PROBLEM: Work through the data below line by line and say how many lines hold "html"; give only the number.

DATA SHOWN:
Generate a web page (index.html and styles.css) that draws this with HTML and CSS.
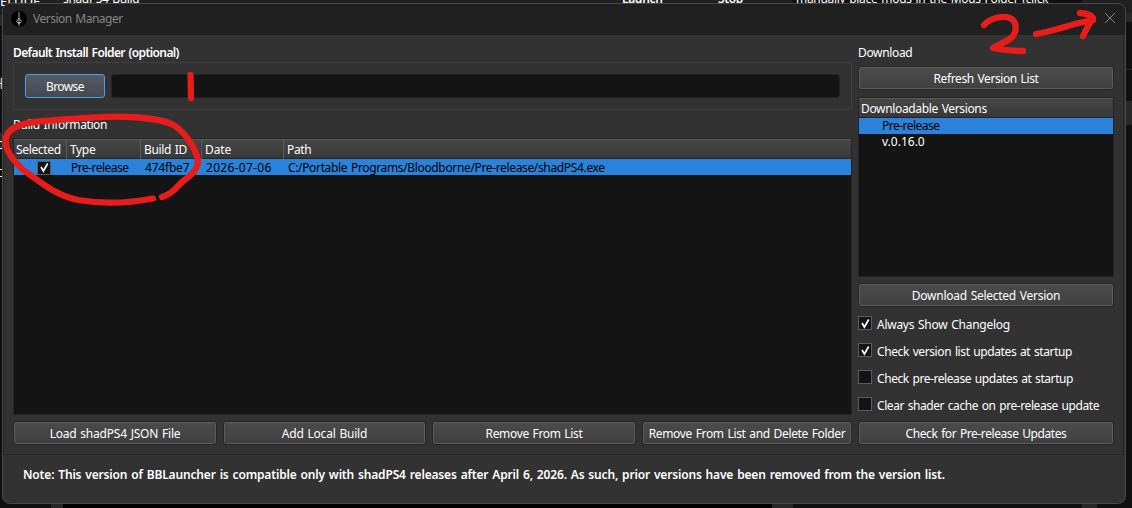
FILE: index.html
```
<!DOCTYPE html>
<html lang="en">
<head>
<meta charset="utf-8">
<title>Version Manager</title>
<link rel="stylesheet" href="styles.css">
</head>
<body>
<div class="backdrop">
  <div class="strip"><span class="s-a">ELUDE</span><span class="s-b">shadPS4 Build</span><span class="s-c">Launch</span><span class="s-d">Stop</span><span class="s-e">manually place mods in the Mods Folder (click</span></div>
  <i class="edge e1"></i><i class="edge e2"></i><i class="edge e3"></i><i class="edge e4"></i><i class="edge e5"></i><i class="edge e6"></i><i class="edge e7"></i><i class="edge e8"></i><i class="edge e9"></i>
  <span class="bit b1">해</span><span class="bit b2">C</span><span class="bit b3">C</span>
</div>
<main class="dialog">
  <header class="titlebar">
    <svg class="logo" width="16" height="16" viewBox="0 0 16 16"><circle cx="8" cy="8" r="8" fill="#000"/><path d="M8 1v14M8 7L5.5 10.5 8 13l2.5-2.5L8 7M6 11.5h4" fill="none" stroke="#a5a5a5" stroke-width="1"/></svg>
    <span class="title">Version Manager</span>
    <svg class="close" width="12" height="12" viewBox="0 0 12 12"><path d="M1 1l10 10M11 1L1 11" stroke="#858585" fill="none"/></svg>
  </header>
  <div class="body">
    <section class="left">
      <h2 class="label bold"><span class="t-default">Default Install Folder (optional)</span></h2>
      <div class="group">
        <button class="btn focus"><span class="t-browse">Browse</span></button>
        <div class="field"></div>
      </div>
      <h2 class="label build"><span class="t-info">Build Information</span></h2>
      <div class="table">
        <div class="row head"><span>Selected</span><span>Type</span><span>Build ID</span><span class="t-dhead">Date</span><span>Path</span></div>
        <div class="row pick"><span><i class="check"><svg width="13" height="13" viewBox="0 0 13 13"><path d="M3 6l2.4 4L9.7 2.5"/></svg></i></span><span class="t-pre">Pre-release</span><span class="t-id">474fbe7</span><span class="t-date">2026-07-06</span><span class="t-path">C:/Portable Programs/Bloodborne/Pre-release/shadPS4.exe</span></div>
      </div>
      <div class="actions">
        <button class="btn"><span class="t-load">Load shadPS4 JSON File</span></button>
        <button class="btn"><span class="t-load">Add Local Build</span></button>
        <button class="btn"><span>Remove From List</span></button>
        <button class="btn"><span>Remove From List and Delete Folder</span></button>
      </div>
    </section>
    <section class="right">
      <h2 class="label"><span>Download</span></h2>
      <button class="btn"><span class="t-ref">Refresh Version List</span></button>
      <div class="versions">
        <div class="vhead"><span>Downloadable Versions</span></div>
        <div class="item pick"><span class="t-pre">Pre-release</span></div>
        <div class="item"><span class="t-v">v.0.16.0</span></div>
      </div>
      <button class="btn"><span class="t-dsv">Download Selected Version</span></button>
      <div class="options">
        <label><i class="check"><svg width="13" height="13" viewBox="0 0 13 13"><path d="M3 6l2.4 4L9.7 2.5"/></svg></i><span class="t-o1">Always Show Changelog</span></label>
        <label><i class="check"><svg width="13" height="13" viewBox="0 0 13 13"><path d="M3 6l2.4 4L9.7 2.5"/></svg></i><span class="t-o2">Check version list updates at startup</span></label>
        <label><i class="check"></i><span class="t-o3">Check pre-release updates at startup</span></label>
        <label><i class="check"></i><span class="t-o3">Clear shader cache on pre-release update</span></label>
      </div>
      <button class="btn"><span class="t-chk">Check for Pre-release Updates</span></button>
    </section>
  </div>
  <footer class="note"><span class="t-note">Note: This version of BBLauncher is compatible only with shadPS4 releases after April 6, 2026. As such, prior versions have been removed from the version list.</span></footer>
</main>
<svg class="ink" width="1132" height="508" viewBox="0 0 1132 508">
  <path d="M190.500 75l.5 23"/>
  <path d="M153 198.500C130 203 102 204 78 200C55 195 40 182 22 169C10 157 4 148 6 137C10 126 25 122 45 121C75 119 105 115 130 117C150 118 166 120 175 126C188 135 198 153 198 163C196 174 185 178 179 185C174 191 168 195 162 197"/>
  <path d="M984 25C990 18 1003 15 1010 18C1018 22 1017 33 1011 38C1005 43 997 45 993 48Q1008 51 1023 51"/>
  <path d="M1036 34C1056 31 1070 24 1093 20M1080 13Q1091 14 1093 18Q1087 27 1083 36"/>
</svg>
</body>
</html>
```
FILE: styles.css
```
* { box-sizing: border-box; }
body { margin: 0; width: 1132px; height: 508px; overflow: hidden; position: relative; background: #050505; color: #fff; font: 12px/16px "Noto Sans", "Noto Sans CJK KR", sans-serif; letter-spacing: -0.35px; word-spacing: 1px; }
span { white-space: nowrap; }
h2 { margin: 0; font-size: 12px; font-weight: 400; }
.backdrop { position: absolute; inset: 0; overflow: hidden; background: #101010; }
.strip { position: absolute; inset: 0 0 auto; height: 13px; background: #202020; }
.strip span { position: absolute; top: -9px; }
.strip .s-a { left: 0; top: -7px; font-size: 13px; letter-spacing: 0; }
.strip .s-b { left: 63px; }
.strip .s-c { left: 622px; font-weight: 600; }
.strip .s-d { left: 718px; font-weight: 600; }
.strip .s-e { left: 792px; width: 290px; height: 20px; padding-left: 4px; background: #101010; letter-spacing: -0.3px; }
.edge { position: absolute; background: #282828; }
.e1 { left: 0; top: 14px; width: 3px; height: 12px; }
.e2 { left: 0; top: 133px; width: 3px; height: 17px; }
.e3 { left: 1125px; top: 13px; width: 7px; height: 9px; }
.e4 { left: 1125px; top: 69px; width: 7px; height: 1px; }
.e5 { left: 1125px; top: 101px; width: 7px; height: 24px; }
.e6 { left: 51px; top: 503px; width: 12px; height: 5px; }
.e7 { left: 63px; top: 503px; width: 710px; height: 5px; background: #000; }
.e8 { left: 772px; top: 503px; width: 21px; height: 5px; }
.e9 { left: 1082px; top: 503px; width: 15px; height: 5px; }
.bit { position: absolute; left: -7px; font-size: 11px; }
.b1 { top: 76px; } .b2 { top: 137px; left: -4px; } .b3 { top: 165px; left: -4px; }
.dialog { position: absolute; left: 2px; top: 3px; width: 1124px; height: 501px; border: 1px solid #484848; border-radius: 8px; background: #323232; overflow: hidden; display: flex; flex-direction: column; }
.titlebar { height: 31px; flex: none; background: #202020; display: flex; align-items: center; padding: 0 9px 2px 8px; color: #858585; }
.title { margin-left: 6px; letter-spacing: -0.5px; }
.close { margin: -1px 0 0 auto; }
.body { display: flex; gap: 6px; height: 420px; margin-right: 1px; padding: 9px 10px 0 9px; border: 1px solid #272727; border-top: 0; }
.left { width: 839px; flex: none; display: flex; flex-direction: column; }
.right { width: 256px; flex: none; display: flex; flex-direction: column; }
.label { height: 18px; line-height: 18px; }
.bold { font-weight: 600; }
.group { height: 48px; border: 1px solid #404040; border-radius: 2px; display: flex; align-items: center; gap: 6px; padding: 0 11px; }
.btn { height: 24px; padding: 2px 0 0; border: 1px solid #262626; border-radius: 3px; box-shadow: inset 0 0 0 1px #5c5c5c; background: linear-gradient(#4b4b4b, #404040); color: #fff; font: inherit; letter-spacing: inherit; word-spacing: inherit; display: flex; align-items: center; justify-content: center; }
.focus { width: 80px; border-color: #509ce8; box-shadow: none; background: linear-gradient(#555b65, #444a52); }
.field { flex: 1; height: 24px; border: 1px solid #242424; border-radius: 3px; background: #141414; }
.build { margin-top: 6px; }
.table { margin-top: 4px; height: 277px; border: 1px solid #242424; background: #141414; }
.row { display: grid; grid-template-columns: 53px 74px 61px 82px 1fr; }
.head { height: 20px; background: linear-gradient(#464646, #383838); border-top: 1px solid #5a5a5a; border-bottom: 1px solid #242424; line-height: 19px; }
.head span { padding-left: 3px; border-right: 1px solid #5a5a5a; }
.head span:last-child { border: 0; }
.head span:first-child { padding-left: 2px; }
.pick { background: #2a82da; color: #000; height: 16px; }
.row.pick { line-height: 17px; }
.row.pick span { padding-left: 4px; }
.row.pick span:first-child { padding-left: 23px; display: flex; align-items: center; }
.check { width: 14px; height: 14px; flex: none; display: flex; align-items: center; justify-content: center; border: 1px solid #5c5c5c; background: #141414; }
.check svg { fill: none; stroke: #fff; stroke-width: 1.7; flex: none; }
.actions { margin-top: 6px; display: grid; grid-template-columns: 204px 203px 204px 210px; justify-content: space-between; }
.right .btn { width: 256px; flex: none; }
.right > .btn:nth-of-type(1) { margin-top: 4px; }
.versions { margin: 7px 0 6px; height: 180px; border: 1px solid #242424; background: #141414; }
.vhead { height: 20px; padding-left: 2px; background: linear-gradient(#464646, #383838); border-top: 1px solid #5a5a5a; border-bottom: 1px solid #242424; line-height: 19px; }
.item { padding-left: 23px; height: 16px; }
.options { height: 114px; padding-top: 9px; display: flex; flex-direction: column; gap: 11px; }
.options label { display: flex; gap: 5px; height: 16px; line-height: 18px; }
.note { padding: 11px 20px; font-weight: 600; line-height: 18px; }
.t-default { letter-spacing: -0.6px; }
.t-browse { letter-spacing: -0.6px; }
.t-info { letter-spacing: -0.4px; }
.t-dhead { letter-spacing: -0.1px; }
.t-pre { letter-spacing: -0.53px; }
.t-id { letter-spacing: -0.2px; }
.t-date { letter-spacing: 0.3px; }
.t-v { letter-spacing: 0; }
.t-load { letter-spacing: -0.22px; }
.t-ref { letter-spacing: -0.4px; }
.t-dsv { letter-spacing: -0.27px; }
.t-o1 { letter-spacing: -0.27px; }
.t-o2 { letter-spacing: -0.4px; }
.t-o3 { letter-spacing: -0.43px; }
.t-chk { letter-spacing: -0.42px; }
.t-note { letter-spacing: -0.167px; }
.ink { position: absolute; left: 0; top: 0; fill: none; stroke: #e71d1c; stroke-width: 6.3; stroke-linecap: round; stroke-linejoin: round; }
```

RESULT FOR THIS EXERCISE: 5